■ **Given instruction**
Search the listing below for "React". Copy each matching line.

■ **Given information**
+ + + + + + +

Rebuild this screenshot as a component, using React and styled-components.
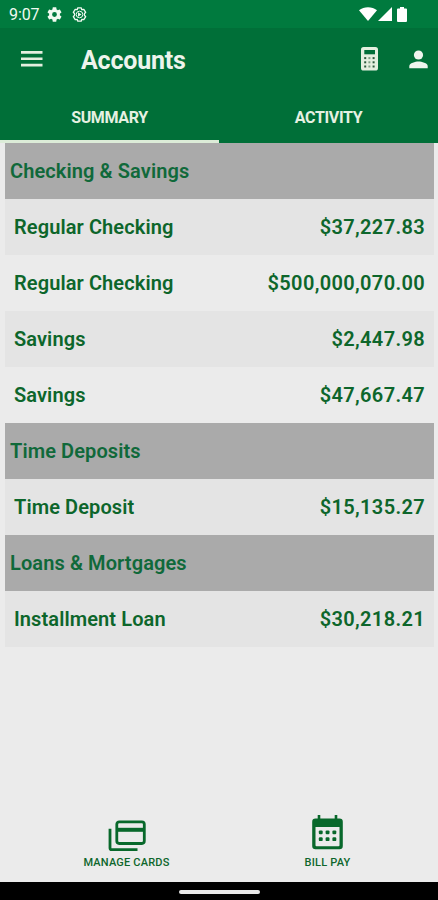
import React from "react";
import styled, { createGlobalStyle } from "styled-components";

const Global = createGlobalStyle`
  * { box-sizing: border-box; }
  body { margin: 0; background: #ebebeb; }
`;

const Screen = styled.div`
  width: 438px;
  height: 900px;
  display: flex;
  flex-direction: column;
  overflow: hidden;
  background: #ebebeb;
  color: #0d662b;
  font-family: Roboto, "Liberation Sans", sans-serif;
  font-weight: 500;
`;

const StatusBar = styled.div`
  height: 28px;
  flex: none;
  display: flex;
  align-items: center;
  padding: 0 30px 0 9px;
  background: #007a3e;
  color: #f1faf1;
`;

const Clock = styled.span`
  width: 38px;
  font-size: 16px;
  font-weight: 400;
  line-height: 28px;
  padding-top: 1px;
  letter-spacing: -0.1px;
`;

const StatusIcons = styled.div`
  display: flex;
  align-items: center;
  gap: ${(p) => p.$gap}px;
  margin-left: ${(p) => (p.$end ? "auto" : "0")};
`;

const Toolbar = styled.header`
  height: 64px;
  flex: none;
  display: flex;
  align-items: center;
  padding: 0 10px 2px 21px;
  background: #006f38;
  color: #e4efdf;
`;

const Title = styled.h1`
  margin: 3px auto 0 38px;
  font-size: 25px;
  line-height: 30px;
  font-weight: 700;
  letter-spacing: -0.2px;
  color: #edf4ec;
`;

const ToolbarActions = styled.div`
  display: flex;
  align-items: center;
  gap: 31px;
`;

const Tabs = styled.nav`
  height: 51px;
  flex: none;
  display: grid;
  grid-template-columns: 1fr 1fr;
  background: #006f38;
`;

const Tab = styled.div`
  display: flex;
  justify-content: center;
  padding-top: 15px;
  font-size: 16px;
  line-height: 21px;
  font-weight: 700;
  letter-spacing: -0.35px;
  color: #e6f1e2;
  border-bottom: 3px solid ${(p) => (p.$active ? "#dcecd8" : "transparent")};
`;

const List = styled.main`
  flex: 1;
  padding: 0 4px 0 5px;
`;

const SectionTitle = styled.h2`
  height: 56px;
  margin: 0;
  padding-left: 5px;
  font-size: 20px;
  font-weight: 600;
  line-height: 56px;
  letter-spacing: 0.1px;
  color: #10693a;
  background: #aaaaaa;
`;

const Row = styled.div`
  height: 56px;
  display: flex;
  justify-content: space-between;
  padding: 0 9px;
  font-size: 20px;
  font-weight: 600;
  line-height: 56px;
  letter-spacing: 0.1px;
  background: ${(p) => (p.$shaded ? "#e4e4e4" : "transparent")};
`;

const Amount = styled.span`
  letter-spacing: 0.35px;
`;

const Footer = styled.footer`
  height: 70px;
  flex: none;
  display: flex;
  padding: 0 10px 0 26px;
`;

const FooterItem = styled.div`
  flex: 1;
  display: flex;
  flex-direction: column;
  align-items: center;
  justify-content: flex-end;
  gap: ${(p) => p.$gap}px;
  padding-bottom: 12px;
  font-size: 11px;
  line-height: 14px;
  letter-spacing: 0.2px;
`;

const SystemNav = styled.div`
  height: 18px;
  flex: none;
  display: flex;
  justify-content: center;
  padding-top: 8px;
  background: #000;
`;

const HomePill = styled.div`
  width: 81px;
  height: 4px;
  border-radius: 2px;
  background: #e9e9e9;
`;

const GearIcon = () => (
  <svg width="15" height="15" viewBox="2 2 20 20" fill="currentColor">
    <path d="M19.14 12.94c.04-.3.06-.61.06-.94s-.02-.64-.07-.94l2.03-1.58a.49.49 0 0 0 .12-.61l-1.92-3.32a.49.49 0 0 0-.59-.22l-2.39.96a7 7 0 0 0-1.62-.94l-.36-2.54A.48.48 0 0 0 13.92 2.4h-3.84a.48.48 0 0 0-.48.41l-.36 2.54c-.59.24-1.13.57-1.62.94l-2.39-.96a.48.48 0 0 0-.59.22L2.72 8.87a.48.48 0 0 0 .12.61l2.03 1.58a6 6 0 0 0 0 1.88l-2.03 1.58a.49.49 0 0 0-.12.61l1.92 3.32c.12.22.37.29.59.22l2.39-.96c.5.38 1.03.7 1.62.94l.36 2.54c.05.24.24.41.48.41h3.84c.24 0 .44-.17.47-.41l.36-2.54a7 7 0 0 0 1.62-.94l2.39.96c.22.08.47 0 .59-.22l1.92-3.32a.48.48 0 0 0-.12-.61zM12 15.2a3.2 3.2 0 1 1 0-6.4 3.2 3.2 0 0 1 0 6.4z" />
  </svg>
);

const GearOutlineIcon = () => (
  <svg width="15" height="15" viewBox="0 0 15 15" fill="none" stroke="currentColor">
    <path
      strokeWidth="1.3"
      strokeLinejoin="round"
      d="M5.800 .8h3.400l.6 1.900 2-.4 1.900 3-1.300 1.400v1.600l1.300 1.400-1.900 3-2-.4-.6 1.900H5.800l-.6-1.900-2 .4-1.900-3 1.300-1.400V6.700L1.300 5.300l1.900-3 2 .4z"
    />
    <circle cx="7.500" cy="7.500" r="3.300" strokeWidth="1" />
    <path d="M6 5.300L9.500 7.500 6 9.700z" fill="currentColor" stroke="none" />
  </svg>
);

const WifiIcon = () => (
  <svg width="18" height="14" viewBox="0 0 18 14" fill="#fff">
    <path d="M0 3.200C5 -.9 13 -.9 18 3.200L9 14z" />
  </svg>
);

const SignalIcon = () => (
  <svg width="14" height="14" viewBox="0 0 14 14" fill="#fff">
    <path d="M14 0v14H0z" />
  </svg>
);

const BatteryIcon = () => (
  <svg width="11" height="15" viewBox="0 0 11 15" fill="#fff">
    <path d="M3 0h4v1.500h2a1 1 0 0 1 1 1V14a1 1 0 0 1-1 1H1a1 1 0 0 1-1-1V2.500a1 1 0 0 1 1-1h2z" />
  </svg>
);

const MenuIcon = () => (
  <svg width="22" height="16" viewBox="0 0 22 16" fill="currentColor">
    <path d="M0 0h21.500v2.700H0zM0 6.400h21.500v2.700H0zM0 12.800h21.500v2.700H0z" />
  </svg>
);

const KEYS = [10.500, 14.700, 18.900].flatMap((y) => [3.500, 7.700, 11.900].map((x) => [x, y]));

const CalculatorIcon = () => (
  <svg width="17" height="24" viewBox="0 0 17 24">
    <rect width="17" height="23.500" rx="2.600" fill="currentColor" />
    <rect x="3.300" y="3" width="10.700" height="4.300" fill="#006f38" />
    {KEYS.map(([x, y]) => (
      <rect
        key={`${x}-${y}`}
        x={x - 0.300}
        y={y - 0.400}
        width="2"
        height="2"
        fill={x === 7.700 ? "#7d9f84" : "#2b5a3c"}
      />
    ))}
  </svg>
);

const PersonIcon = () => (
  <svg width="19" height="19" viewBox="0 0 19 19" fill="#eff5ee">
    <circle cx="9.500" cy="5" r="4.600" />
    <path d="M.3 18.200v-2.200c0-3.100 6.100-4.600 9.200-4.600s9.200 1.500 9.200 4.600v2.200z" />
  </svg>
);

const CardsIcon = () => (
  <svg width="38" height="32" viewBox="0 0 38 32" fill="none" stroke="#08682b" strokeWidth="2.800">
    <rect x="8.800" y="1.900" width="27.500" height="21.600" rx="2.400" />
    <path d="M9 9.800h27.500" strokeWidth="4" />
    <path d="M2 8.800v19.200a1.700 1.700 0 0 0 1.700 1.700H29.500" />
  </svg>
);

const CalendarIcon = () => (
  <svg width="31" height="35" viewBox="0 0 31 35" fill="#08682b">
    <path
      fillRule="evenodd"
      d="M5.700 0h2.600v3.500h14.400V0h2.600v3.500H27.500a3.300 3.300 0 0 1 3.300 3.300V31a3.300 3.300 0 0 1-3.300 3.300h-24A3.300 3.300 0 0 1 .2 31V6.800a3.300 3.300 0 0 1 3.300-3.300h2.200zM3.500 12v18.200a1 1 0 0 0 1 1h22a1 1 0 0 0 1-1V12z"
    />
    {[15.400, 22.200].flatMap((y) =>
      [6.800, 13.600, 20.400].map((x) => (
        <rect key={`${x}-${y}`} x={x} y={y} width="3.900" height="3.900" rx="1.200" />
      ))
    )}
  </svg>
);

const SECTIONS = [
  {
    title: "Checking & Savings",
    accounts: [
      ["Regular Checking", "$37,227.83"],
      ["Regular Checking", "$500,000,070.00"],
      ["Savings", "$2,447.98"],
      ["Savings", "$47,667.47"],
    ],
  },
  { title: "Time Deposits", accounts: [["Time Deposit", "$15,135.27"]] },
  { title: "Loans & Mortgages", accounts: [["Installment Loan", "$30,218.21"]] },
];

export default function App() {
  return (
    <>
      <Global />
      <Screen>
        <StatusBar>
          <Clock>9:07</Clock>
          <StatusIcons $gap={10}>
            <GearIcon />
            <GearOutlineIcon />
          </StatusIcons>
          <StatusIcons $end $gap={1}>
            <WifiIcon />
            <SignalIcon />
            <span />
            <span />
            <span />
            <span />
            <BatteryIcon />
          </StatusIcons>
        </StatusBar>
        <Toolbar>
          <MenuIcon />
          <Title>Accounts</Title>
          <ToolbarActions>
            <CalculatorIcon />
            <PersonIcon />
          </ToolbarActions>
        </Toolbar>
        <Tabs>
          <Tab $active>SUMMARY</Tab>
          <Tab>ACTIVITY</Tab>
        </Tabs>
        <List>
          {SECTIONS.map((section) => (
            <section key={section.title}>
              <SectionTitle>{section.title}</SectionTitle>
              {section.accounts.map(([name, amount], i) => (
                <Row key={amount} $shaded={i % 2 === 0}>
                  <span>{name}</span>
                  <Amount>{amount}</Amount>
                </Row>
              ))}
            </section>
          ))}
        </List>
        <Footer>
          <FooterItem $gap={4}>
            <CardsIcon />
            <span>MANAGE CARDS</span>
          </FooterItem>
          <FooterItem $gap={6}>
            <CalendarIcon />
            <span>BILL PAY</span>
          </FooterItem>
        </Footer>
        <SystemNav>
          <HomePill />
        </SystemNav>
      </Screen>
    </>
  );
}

+ + + + + + +

■ **Output**
Rebuild this screenshot as a component, using React and styled-components.
import React from "react";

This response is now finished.